К рассвету мы, наконец, добрались к руинам какого-то завода. Табличка на воротах гласила: «Труболитейный завод им. Джона Илтона Тракста». Это имя я слышал впервые, впрочем как и о существовании этого труболитейного завода. К моему удивлению, нас никто не встречал на входе.
- Мы отправились за припасами в другой город поблизости. Нам нужны были все свободные руки. – Объяснила Милания (так звали лидера группировки).
Внутри действительно не было ни души: это можно было понять по отсутствию любого охранного поста и плотно зачехлённым окнам. Внутри мы нашли целый склад боеприпасов разных калибров и гору консервированных продуктов.
- Жируете, я погляжу! – сказала Холли, вертя банку консервированных персиков в здоровой руке.
Наступала ночь. Мы решили запереть раненного человека в лазарете вместе с одним из его товарищей. Мы предварительно проверили, чтобы в лазарете не оказалось никакого оружия. Второй парень умел оказывать первую медицинскую помощь, поэтому его было необходимо приставить к пострадавшему, всё ещё истекавшему кровью. Непосредственная угроза его жизни миновала, но кровотечение всё никак не останавливалось. Остальных мы собрали в одной из забаррикадированных комнат, и решили дежурить по очереди.
Немного посовещавшись, я, Холли и Верн решили забрать у группировки как можно больше еды оружия и патронов, оставшееся оружие утопить, и с полными рюкзаками покинуть это место. Мы единогласно приняли решение двигаться дальше на юг, к морю. Мы почему-то считали, что у моря нам будет лучше, ведь там, как ни как, есть рыба.

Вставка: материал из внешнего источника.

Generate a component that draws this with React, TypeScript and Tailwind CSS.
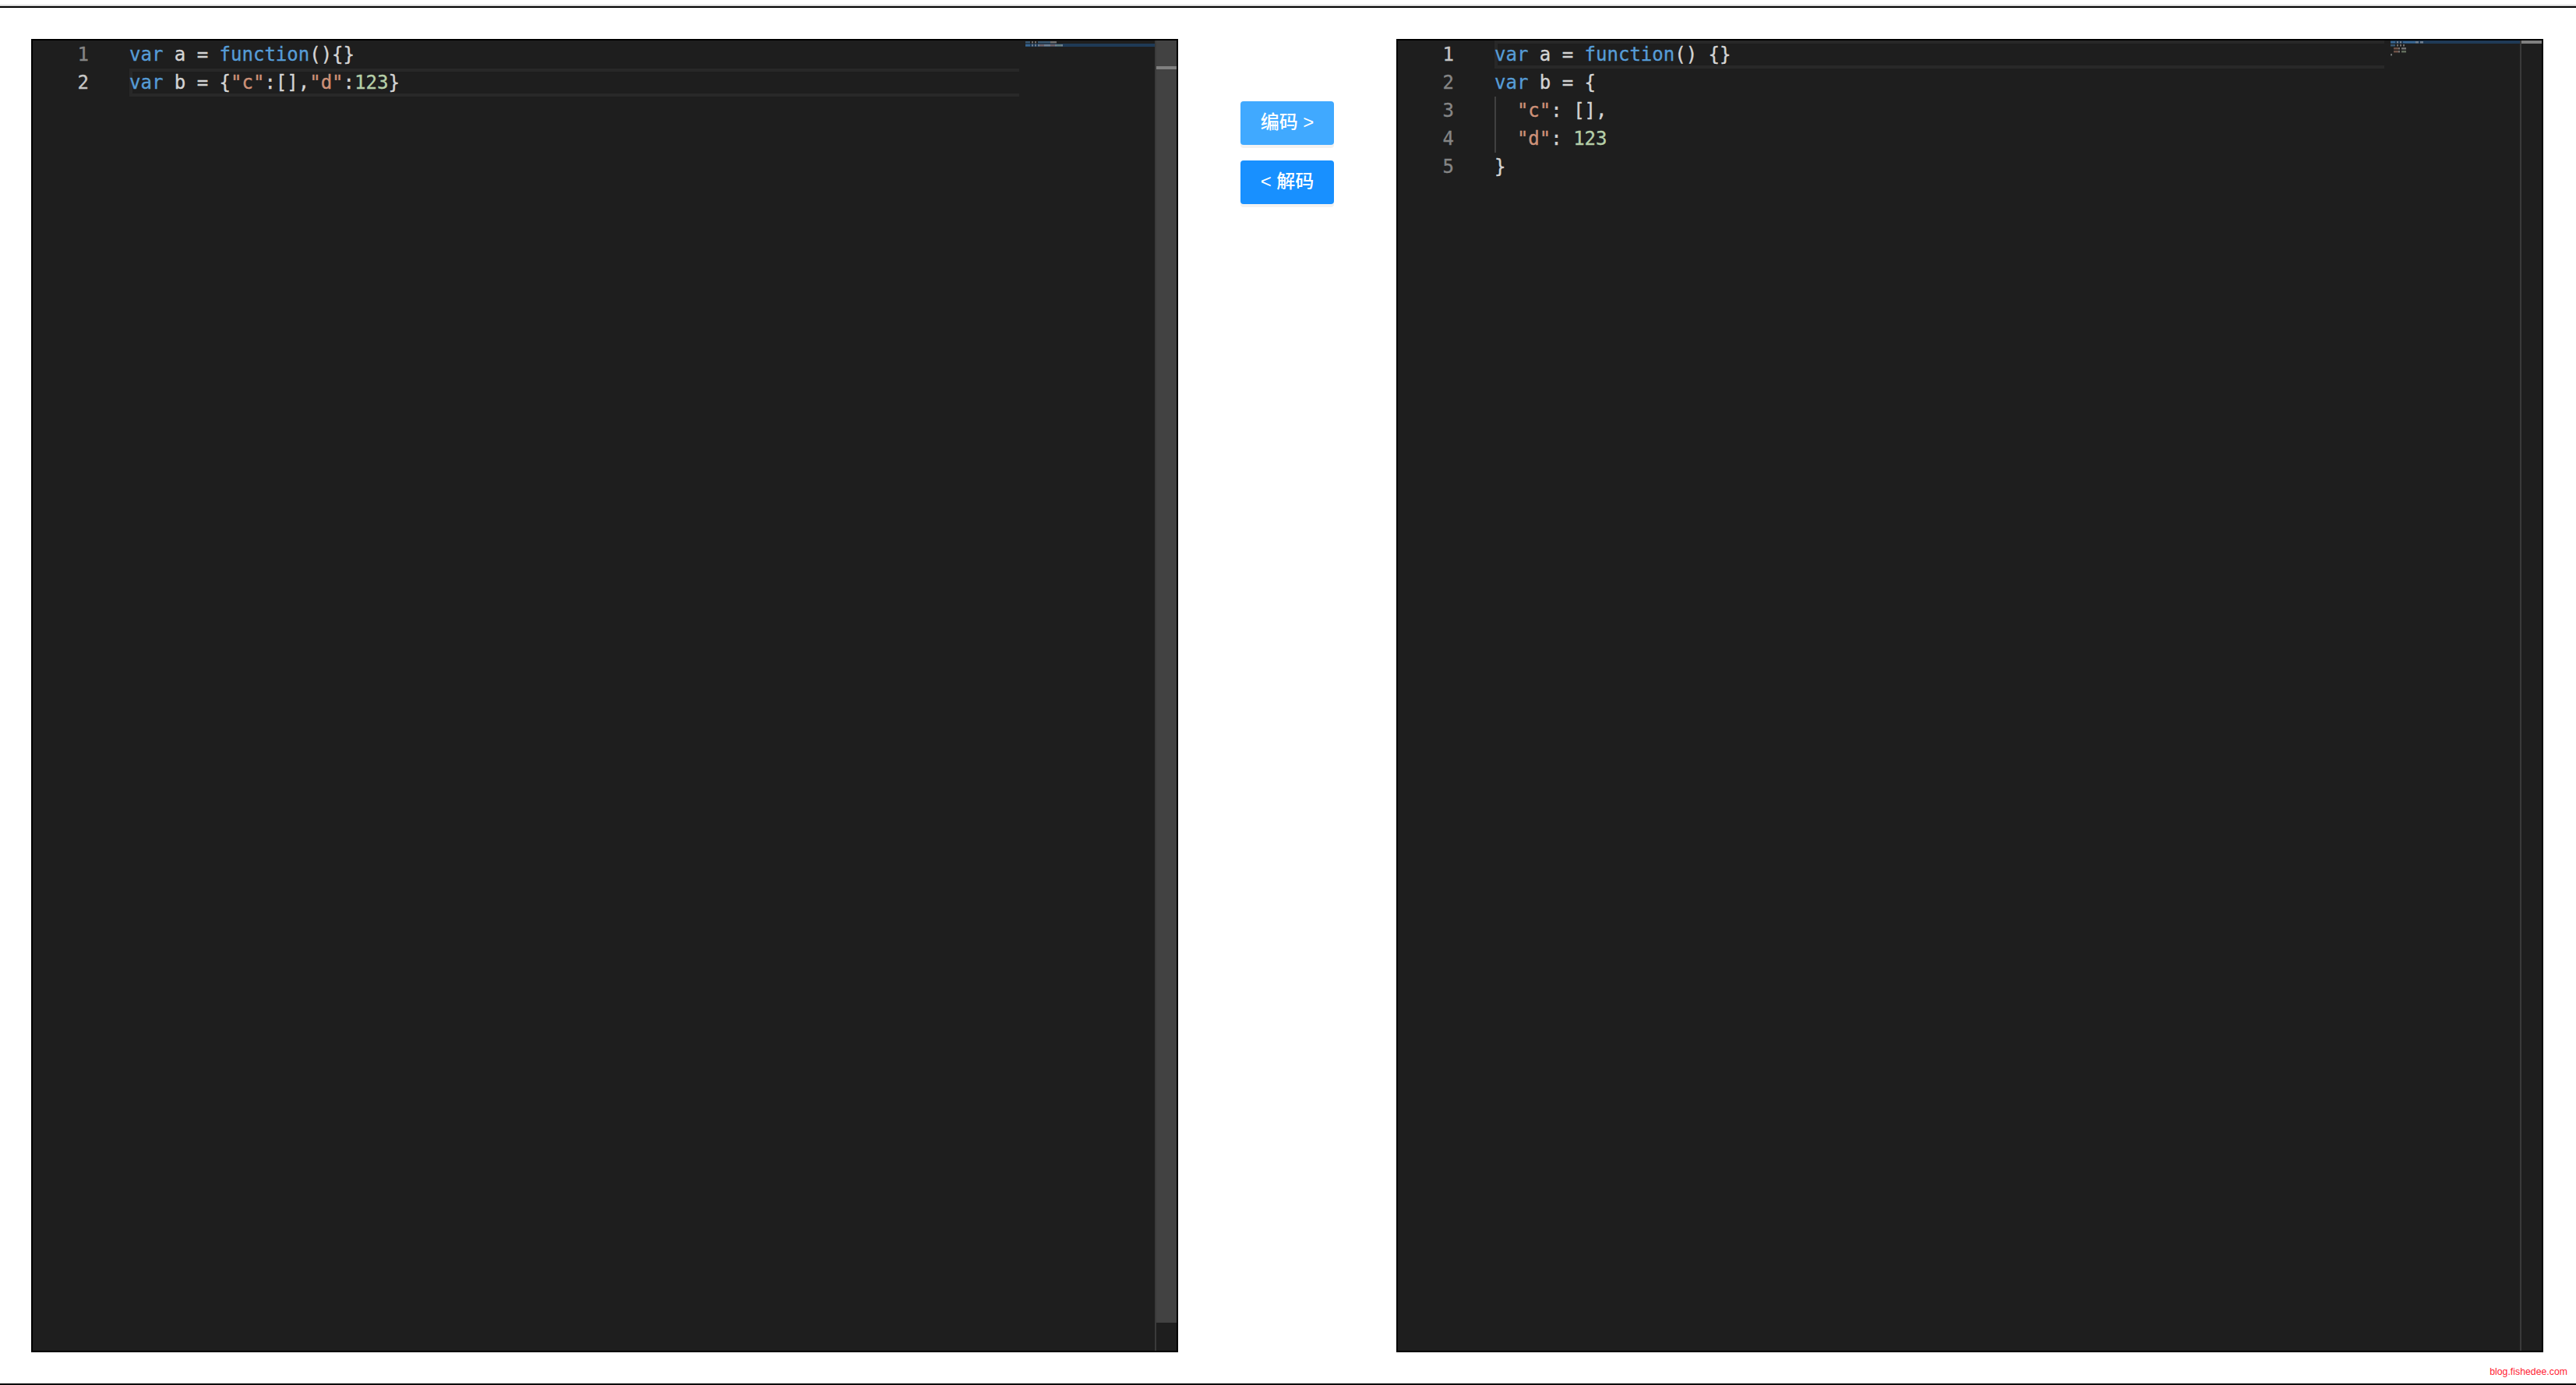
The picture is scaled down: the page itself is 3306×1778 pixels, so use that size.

Холли дежурила первой, а мы с Вернером пошли на «боковую». Как обычно, я долго не мог заснуть. В голову всё лезли события прошедшего дня. Сегодня Верн убил двух человек и ранил одного. Сегодня мы побывали в плену, сбежали, взяли в плен тех, кто брал в плен нас. Сегодня мы успели потерять убежище с припасами и найти новое с ещё большим количеством припасов. Сегодня был самый насыщенный день во всей моей жизни. Погружаясь всё глубже в клубок воспоминаний о прошедшем дне, я не заметил, как мои веки слиплись, и я погрузился в липкую пучину блаженного сна.
Внезапно мои барабанные перепонки чуть не разорвались от пронзительного крика, усиленного акустикой большого помещения. Он раздавался откуда-то сверху. В голове я сразу же начал анализировать ситуацию, прогоняя все известные мне факты, вспоминая всё, что случилось с нами за последние двадцать четыре часа. Спустя секунду «обработки данных», я вскочил на ноги. Люди вокруг меня уже были на ногах. Все как один, включая наших «заключённых», рванули в сторону лазарета. Холли поспешно отпирала дверь, пока мы с Верном держали на мушке оставшихся пятерых человек. Изнутри кто-то стучал.
Белая дверь, на которой был нарисован большой красный крест (не слишком часто ли нам начали попадаться эти красные кресты?), распахнулась, и нам на встречу кинулся тот самый врач, что остался опекать больного, подстреленного Вернером. Глаза врача чуть ли не вылезали из орбит, лицо было искажено гримасой ужаса, а губы постоянно шевелились, будто он хотел что-то сказать, но не мог.